## Objective:
Go through the data below. List every line that holds the word "styles".

## Dataset entries:
—————

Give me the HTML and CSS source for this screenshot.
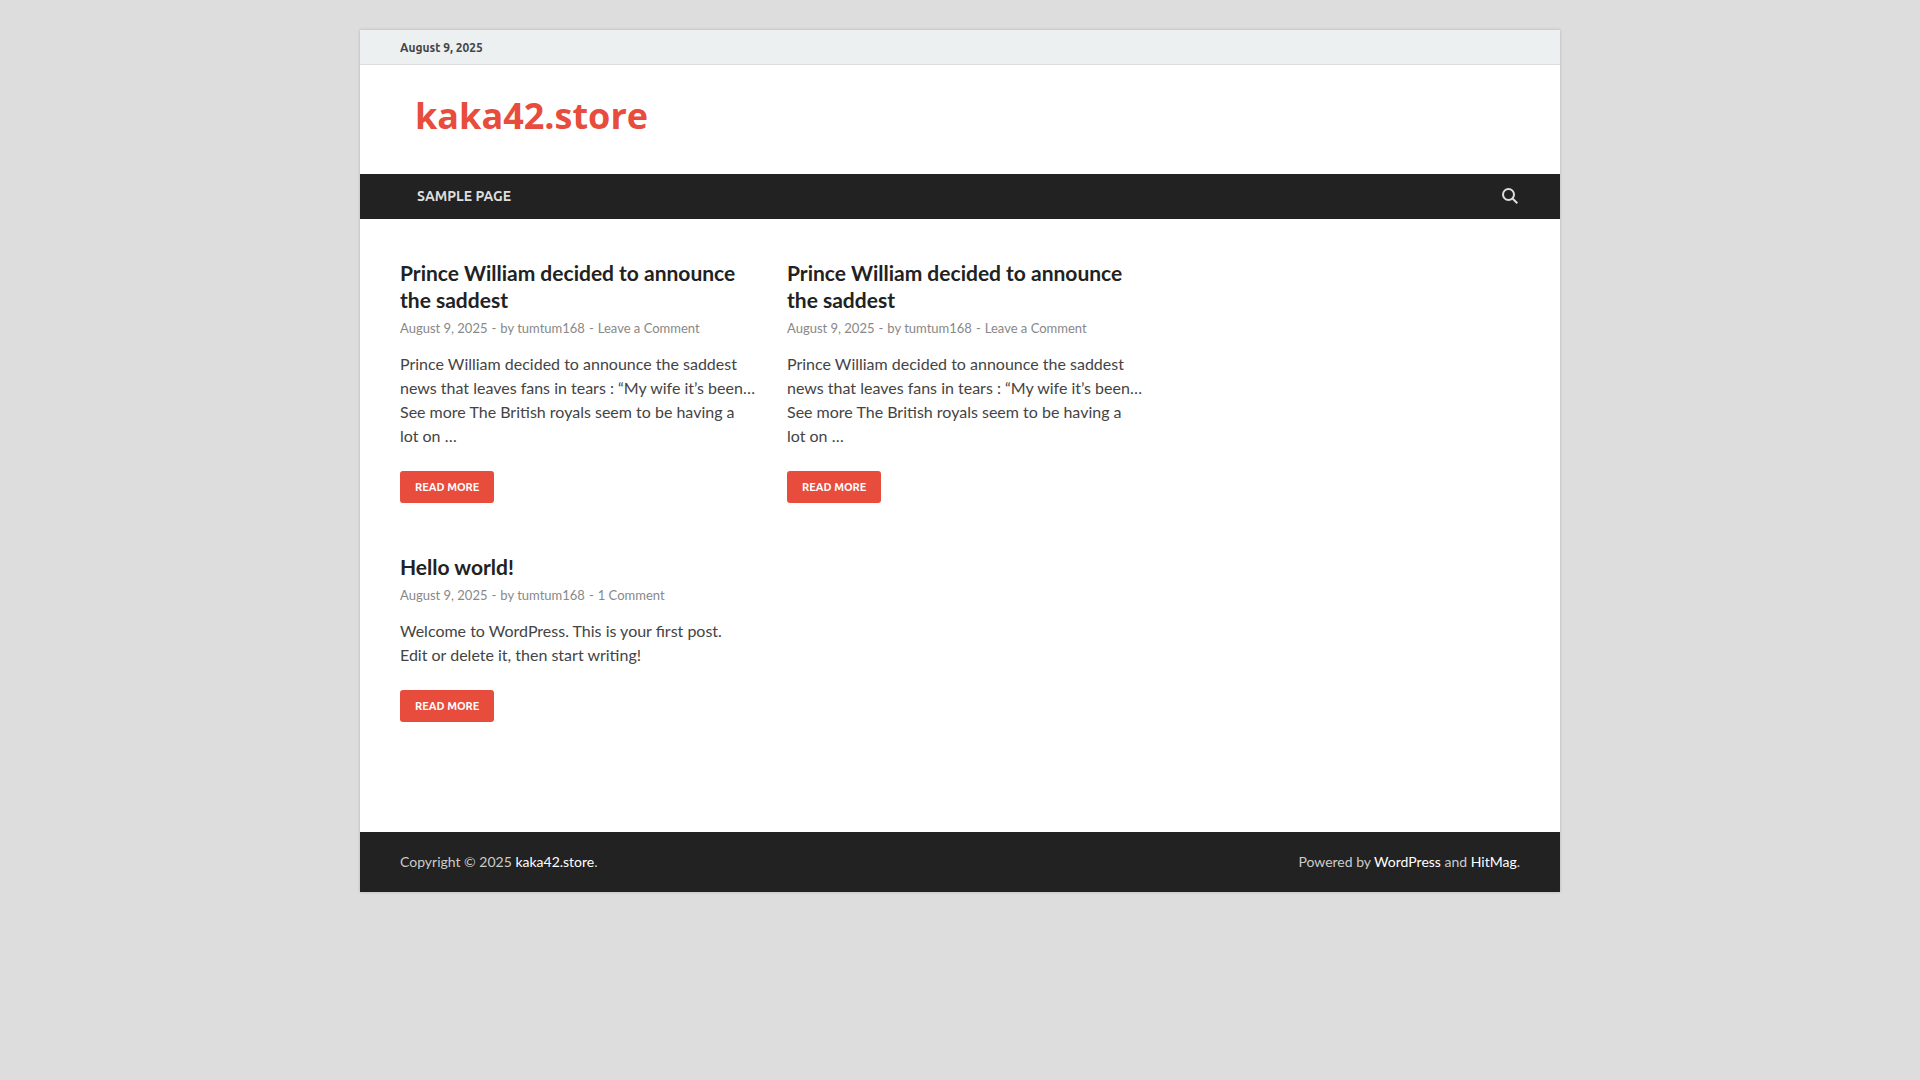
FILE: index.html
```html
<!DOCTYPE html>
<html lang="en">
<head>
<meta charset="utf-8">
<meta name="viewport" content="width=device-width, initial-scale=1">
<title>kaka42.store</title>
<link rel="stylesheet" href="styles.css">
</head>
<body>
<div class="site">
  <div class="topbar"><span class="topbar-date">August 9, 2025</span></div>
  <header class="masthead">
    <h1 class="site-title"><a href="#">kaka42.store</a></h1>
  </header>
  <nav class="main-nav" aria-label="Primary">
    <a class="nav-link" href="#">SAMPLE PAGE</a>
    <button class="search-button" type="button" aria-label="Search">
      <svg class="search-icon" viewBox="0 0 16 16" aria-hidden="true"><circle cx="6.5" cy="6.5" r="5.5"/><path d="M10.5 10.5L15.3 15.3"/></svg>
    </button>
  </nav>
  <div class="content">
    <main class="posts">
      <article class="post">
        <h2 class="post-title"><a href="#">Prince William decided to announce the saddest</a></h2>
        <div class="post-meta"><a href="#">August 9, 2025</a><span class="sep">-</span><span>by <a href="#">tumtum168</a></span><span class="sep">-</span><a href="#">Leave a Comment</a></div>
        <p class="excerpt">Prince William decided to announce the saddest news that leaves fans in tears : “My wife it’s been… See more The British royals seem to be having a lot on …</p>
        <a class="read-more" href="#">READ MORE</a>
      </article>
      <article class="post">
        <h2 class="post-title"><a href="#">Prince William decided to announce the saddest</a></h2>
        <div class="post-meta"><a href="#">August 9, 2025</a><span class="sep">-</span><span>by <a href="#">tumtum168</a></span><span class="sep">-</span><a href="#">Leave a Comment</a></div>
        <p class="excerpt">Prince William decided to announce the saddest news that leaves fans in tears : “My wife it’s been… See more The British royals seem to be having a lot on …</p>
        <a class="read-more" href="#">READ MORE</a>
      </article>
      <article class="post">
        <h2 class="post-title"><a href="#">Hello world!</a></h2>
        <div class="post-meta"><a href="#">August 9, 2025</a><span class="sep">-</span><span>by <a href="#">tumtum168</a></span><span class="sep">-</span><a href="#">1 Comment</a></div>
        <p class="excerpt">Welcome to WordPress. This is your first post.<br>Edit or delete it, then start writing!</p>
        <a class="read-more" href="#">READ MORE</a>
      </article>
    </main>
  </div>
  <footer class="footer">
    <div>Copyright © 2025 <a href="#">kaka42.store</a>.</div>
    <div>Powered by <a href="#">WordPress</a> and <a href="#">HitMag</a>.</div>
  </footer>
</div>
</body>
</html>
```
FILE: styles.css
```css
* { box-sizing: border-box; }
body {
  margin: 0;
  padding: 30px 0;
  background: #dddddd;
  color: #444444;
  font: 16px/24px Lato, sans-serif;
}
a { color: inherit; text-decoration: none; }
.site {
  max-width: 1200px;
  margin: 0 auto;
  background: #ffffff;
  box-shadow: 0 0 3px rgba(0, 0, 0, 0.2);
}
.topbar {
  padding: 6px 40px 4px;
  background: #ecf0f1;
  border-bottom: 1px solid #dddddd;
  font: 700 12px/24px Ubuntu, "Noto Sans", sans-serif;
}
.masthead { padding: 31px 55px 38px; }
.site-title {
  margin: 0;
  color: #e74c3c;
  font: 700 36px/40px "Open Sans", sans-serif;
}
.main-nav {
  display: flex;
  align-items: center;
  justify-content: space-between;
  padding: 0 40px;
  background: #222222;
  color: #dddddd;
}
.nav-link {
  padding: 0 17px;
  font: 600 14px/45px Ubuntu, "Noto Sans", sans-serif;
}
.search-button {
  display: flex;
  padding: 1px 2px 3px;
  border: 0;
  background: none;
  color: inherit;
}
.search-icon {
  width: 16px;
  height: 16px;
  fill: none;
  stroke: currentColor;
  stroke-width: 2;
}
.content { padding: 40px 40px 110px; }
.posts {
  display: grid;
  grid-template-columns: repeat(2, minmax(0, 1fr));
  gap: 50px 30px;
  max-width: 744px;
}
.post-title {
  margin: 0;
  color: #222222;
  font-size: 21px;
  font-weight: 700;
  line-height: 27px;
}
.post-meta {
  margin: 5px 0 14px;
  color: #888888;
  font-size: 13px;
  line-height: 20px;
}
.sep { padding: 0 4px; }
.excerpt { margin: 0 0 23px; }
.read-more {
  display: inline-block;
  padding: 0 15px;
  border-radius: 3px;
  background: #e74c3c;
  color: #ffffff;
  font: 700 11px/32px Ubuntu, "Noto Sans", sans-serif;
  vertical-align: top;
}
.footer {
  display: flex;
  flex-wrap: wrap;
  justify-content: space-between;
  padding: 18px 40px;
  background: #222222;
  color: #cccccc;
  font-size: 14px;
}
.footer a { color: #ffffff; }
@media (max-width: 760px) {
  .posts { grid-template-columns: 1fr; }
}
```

—————

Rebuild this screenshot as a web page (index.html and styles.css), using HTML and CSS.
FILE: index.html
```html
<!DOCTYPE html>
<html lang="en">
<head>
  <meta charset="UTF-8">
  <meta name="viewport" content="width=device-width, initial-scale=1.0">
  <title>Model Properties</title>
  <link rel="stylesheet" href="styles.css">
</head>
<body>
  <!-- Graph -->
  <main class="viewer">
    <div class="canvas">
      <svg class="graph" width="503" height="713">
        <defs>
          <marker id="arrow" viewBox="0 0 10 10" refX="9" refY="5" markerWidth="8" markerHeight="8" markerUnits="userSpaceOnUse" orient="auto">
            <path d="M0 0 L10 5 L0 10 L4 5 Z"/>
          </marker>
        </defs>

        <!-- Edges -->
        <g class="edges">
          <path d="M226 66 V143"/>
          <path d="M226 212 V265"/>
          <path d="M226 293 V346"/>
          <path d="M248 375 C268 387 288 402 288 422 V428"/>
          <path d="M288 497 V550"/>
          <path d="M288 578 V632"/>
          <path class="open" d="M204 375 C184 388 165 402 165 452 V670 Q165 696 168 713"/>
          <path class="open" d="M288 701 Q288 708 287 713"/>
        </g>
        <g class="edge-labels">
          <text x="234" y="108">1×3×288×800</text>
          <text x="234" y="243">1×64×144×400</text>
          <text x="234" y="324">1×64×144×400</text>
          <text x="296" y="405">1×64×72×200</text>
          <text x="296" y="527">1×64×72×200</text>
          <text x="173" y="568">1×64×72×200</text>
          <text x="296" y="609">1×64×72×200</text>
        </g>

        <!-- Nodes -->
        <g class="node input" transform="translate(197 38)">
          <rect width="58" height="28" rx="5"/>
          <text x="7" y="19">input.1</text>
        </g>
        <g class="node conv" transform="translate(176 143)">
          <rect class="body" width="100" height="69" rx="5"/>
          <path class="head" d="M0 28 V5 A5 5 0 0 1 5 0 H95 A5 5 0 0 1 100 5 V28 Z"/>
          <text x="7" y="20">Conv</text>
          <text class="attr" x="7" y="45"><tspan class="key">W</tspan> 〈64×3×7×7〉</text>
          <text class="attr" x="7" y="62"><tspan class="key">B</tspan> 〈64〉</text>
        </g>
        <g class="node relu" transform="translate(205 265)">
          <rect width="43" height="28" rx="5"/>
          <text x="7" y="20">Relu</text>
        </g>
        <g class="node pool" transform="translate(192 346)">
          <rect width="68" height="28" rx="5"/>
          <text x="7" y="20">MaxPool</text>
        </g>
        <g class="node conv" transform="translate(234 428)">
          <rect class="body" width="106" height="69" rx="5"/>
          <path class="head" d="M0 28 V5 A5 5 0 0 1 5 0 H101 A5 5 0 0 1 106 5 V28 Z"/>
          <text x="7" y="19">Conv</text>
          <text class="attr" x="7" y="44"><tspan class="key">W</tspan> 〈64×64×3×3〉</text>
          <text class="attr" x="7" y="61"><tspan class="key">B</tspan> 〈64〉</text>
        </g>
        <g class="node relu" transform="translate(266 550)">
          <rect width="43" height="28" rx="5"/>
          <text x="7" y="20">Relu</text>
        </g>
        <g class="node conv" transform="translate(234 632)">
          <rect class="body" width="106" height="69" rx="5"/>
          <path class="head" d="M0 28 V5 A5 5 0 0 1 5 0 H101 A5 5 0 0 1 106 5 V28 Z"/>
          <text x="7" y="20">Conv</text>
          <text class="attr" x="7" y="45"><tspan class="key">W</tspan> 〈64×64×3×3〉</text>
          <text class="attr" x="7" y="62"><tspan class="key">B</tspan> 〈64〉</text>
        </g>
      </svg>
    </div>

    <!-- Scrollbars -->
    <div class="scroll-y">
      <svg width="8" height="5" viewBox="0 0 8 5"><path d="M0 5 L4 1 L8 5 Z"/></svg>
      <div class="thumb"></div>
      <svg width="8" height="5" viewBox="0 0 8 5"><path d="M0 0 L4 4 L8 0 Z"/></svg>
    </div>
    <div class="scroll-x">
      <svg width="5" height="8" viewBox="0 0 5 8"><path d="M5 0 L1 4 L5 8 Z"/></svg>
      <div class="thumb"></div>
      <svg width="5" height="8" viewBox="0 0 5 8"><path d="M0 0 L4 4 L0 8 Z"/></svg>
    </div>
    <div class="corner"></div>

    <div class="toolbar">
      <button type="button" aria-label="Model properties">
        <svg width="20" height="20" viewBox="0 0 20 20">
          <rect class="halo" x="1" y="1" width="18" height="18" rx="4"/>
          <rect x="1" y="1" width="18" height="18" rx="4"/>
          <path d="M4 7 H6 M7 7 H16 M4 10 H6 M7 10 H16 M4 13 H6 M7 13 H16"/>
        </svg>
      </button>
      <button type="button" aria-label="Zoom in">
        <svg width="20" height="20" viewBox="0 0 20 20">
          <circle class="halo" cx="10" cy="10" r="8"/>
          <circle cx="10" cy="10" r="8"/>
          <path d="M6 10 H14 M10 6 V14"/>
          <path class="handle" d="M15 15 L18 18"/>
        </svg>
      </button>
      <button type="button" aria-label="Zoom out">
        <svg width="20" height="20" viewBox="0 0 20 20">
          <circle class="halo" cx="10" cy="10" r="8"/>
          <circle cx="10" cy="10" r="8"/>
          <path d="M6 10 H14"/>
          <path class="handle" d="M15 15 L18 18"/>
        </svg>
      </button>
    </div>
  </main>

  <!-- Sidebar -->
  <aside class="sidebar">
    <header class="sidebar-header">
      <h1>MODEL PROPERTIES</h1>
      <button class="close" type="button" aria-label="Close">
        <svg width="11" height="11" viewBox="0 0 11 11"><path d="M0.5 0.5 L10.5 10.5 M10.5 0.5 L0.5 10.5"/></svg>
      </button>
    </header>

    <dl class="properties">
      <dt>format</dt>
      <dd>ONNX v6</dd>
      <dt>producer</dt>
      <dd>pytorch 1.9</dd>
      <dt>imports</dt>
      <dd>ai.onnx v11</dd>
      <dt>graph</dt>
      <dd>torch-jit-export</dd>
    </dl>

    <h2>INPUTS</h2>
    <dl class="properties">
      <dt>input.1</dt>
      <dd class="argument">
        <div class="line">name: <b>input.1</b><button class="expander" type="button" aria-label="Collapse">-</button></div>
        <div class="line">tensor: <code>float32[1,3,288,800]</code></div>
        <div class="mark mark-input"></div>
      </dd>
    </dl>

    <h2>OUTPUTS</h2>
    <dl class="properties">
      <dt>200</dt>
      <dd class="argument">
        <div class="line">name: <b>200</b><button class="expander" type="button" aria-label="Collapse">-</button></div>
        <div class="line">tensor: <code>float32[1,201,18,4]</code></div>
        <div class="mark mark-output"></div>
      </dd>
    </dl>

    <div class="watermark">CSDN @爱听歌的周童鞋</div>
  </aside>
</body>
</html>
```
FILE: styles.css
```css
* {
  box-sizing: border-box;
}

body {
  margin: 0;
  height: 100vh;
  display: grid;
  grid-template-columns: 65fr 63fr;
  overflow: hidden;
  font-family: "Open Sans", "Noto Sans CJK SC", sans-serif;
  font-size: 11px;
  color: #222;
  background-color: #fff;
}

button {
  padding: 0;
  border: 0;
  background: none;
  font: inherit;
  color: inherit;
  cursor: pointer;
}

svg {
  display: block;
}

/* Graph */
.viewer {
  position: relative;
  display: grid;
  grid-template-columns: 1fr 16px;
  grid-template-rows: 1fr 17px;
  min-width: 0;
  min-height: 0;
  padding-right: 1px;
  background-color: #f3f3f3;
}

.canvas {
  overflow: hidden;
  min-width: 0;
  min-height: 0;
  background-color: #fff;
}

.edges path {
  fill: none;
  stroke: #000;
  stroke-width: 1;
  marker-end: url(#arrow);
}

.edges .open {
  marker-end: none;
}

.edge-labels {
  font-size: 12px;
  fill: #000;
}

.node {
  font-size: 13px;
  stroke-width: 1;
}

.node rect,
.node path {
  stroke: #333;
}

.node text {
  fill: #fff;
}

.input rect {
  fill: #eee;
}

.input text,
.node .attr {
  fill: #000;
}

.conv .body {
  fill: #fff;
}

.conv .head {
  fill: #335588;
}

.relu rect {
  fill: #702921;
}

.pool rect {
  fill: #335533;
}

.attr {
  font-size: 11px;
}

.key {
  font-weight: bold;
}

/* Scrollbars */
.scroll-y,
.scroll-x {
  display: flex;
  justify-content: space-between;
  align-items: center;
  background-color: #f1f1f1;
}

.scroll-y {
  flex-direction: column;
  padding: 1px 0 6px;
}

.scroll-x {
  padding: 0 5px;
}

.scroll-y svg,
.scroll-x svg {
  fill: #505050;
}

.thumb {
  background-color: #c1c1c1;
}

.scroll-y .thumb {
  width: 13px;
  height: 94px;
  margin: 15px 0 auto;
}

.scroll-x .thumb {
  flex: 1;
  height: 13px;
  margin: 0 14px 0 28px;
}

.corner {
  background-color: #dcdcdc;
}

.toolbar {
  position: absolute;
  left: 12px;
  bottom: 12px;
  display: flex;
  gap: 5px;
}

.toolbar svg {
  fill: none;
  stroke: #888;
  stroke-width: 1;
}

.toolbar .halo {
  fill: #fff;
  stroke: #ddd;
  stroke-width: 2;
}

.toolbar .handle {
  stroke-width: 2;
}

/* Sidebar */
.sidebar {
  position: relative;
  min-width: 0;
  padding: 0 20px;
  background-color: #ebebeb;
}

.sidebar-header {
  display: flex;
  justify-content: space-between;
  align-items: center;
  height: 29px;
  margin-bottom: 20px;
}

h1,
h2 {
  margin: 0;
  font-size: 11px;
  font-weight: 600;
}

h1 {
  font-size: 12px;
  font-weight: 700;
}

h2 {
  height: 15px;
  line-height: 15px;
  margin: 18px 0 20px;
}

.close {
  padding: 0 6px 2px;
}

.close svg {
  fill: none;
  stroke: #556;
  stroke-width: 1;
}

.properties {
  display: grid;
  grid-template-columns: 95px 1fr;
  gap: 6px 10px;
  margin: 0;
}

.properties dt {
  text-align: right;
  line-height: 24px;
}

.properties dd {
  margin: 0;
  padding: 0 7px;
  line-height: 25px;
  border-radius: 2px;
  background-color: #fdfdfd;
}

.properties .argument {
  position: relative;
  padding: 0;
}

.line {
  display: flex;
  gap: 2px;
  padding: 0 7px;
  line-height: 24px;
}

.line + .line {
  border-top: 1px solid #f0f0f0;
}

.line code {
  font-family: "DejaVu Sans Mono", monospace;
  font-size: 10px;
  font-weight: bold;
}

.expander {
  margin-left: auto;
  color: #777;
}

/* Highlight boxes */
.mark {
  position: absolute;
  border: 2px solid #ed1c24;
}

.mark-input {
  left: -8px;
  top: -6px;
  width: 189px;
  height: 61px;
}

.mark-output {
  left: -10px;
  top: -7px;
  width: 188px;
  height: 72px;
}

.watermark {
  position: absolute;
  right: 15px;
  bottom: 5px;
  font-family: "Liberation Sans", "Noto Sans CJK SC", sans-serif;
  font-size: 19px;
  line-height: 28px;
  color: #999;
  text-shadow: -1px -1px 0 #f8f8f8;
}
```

—————

## Problem solution:
<link rel="stylesheet" href="styles.css">
FILE: styles.css
Rebuild this screenshot as a web page (index.html and styles.css), using HTML and CSS.
  <link rel="stylesheet" href="styles.css">
FILE: styles.css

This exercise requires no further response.